Can You Say “Precariat”?

Categories:
Bargaining
Bargaining Unit
Bargaining Updates 2022
Equity
job security
Lecturers
Salary Scale
Sessionals
Workload

Full-time teaching for Sessional Lecturers in Education at UBC is 15 credits/term (yes, really), and they make less per credit than anyone else at UBC. If they teach fewer than 7.5 credits in a term, they are still considered less than half-time and do not qualify for most UBC benefits.  We need to fix these inequities for our Sessional Lecturer colleagues at UBC, and not just in Education. Most Sessional Lecturers hold PhDs or other terminal degrees and teach a significant number of UBC’s courses; many Sessional Lecturers also do curricular work, service, and research in their disciplines on their own time, unpaid. All Sessional Lecturers deserve to be treated fairly and paid as the highly-qualified professionals they are.

Addressing the deep inequality in the pay and precarity of all of our Sessional Lecturer colleagues is a key priority again for this round of bargaining. In the last round, we sought several changes to make Sessional Lecturers’ pay more equitable across UBC, and we had partial success: we got rid of the salary steps for Sessional Lecturers, locking in the pay rate at the top of the old scale, a move toward meeting the industry standard of equal per-course minimum pay. However, UBC is the only university in Canada that has differential definitions of “full time” for different Faculties, so some Sessional Lecturers (like those in Education) are still paid significantly less per course, gain less seniority, and have fewer benefits than those in most other Faculties. In this round, we have once again proposed a single minimum salary scale and a reasonable and uniform definition of full time across UBC.
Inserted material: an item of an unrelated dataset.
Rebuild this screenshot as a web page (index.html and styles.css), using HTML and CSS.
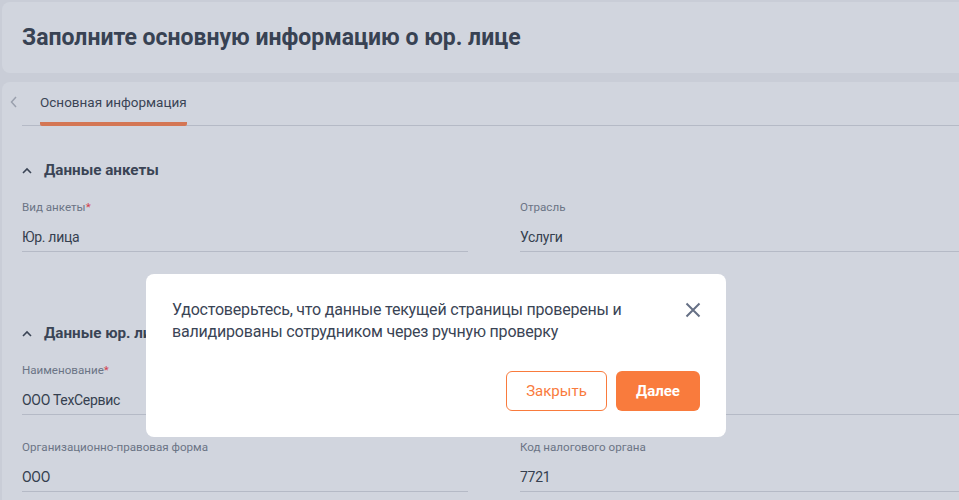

Even as they teach 9, 12 or even 15 credits a term, Sessional Lecturers’ work is also precarious because of their very limited rights to work: Sessional Lecturers who do not have a “Continuing” appointment are guaranteed just one course per year. Ignoring experience, excellence, and service to UBC, the University can hire external candidates for all remaining available courses beyond that one. We are proposing to raise the minimum guaranteed course-load to two courses per year when unit needs and expertise meet, as an essential step toward an ethical and equitable workplace.  Our members consistently support proposals to mitigate this unnecessary vulnerability forced onto our colleagues.

Another frustration that we hear each round is that Sessional Lecturers are required to do significant amounts of work outside of their contracted period of employment. This work includes course design and preparation, book ordering, and Canvas development that has to be done long before the first day of contract, as well as administrative work and communications, late assignments, and Standing Deferreds that can come weeks or months after term end. UBC recognizes this issue but has only standardized compensation for this work in one context: Sessional Lecturers can claim $250 per course for marking outside of the contract period, if the exam is scheduled within a few days of the end of the appointment. We have proposed more comprehensive and standardized compensation for all of this necessary extra-contractual work.

We are pursuing another important step toward equity with the simple proposal that UBC provide full benefits for all members, instead of short-changing Sessional Lecturers who have teaching loads under 50%.

Finally, a spot of bright news: one of our proposals was to have UBC guarantee that between appointments, Sessional Lecturers would maintain access to the essential tools of our profession: library, databases, email, CWL One Drive, software licenses and Canvas. We are told now that Sessional Lecturers are put “on leave” for the period between courses and for up to the 24-month recall period after a contract ends, and that these tools can be expected to be automatically available for that period. The FA has proposed that this new standard of practice be formalized in the collective agreement so that all of our members can be confident in their professional entitlement to these services.